St. Bob certainly deserves his title. This time he took me on a surprise vacation to Hawaii for our anniversary. What a guy.
He even entertained me on the balcony of our rented beachside condo. When doves, cardinals, and myna birds fluttered in hoping for crumbs, he adopted a tough-guy accent and said, “Hey. No mynas allowed here. You gotta be at least 18.” Ba-doom-boom.
We were on the island of Kauai, which gets frequent rain. It also has about a zillion chickens and roosters. And I can now report to you that “mad as a wet hen” is a complete misnomer. These drenched hens were not one bit mad, nor were they seeking dry shelter. They simply went pecking about, the same as if the sun had been shining. You’re welcome.We ate fabulous food and saw gorgeous scenery. Then we went tubing, boogie boarding, and scuba diving.

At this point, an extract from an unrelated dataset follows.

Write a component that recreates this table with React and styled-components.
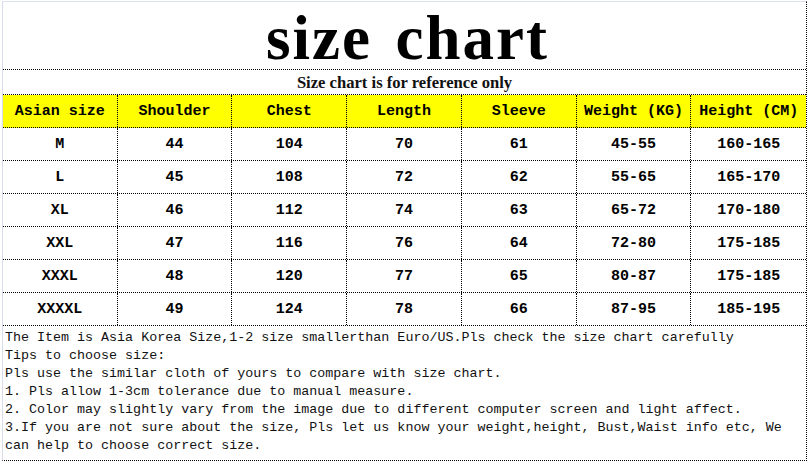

Afterwards, one of the divers said she saw an octopus. Uh-oh. I felt my face turning red. Do you think she saw my super-curly post-chemo hair?
All too soon it was time to go home. Our dear friends, Alex and Nancy Theriault, picked us up at the airport at midnight and drove us home. But the battery in our button code door lock had died, so we were locked out.
Alex came to the rescue, crawled through our doggie door, and let us in. But of course! This is Joniopolis.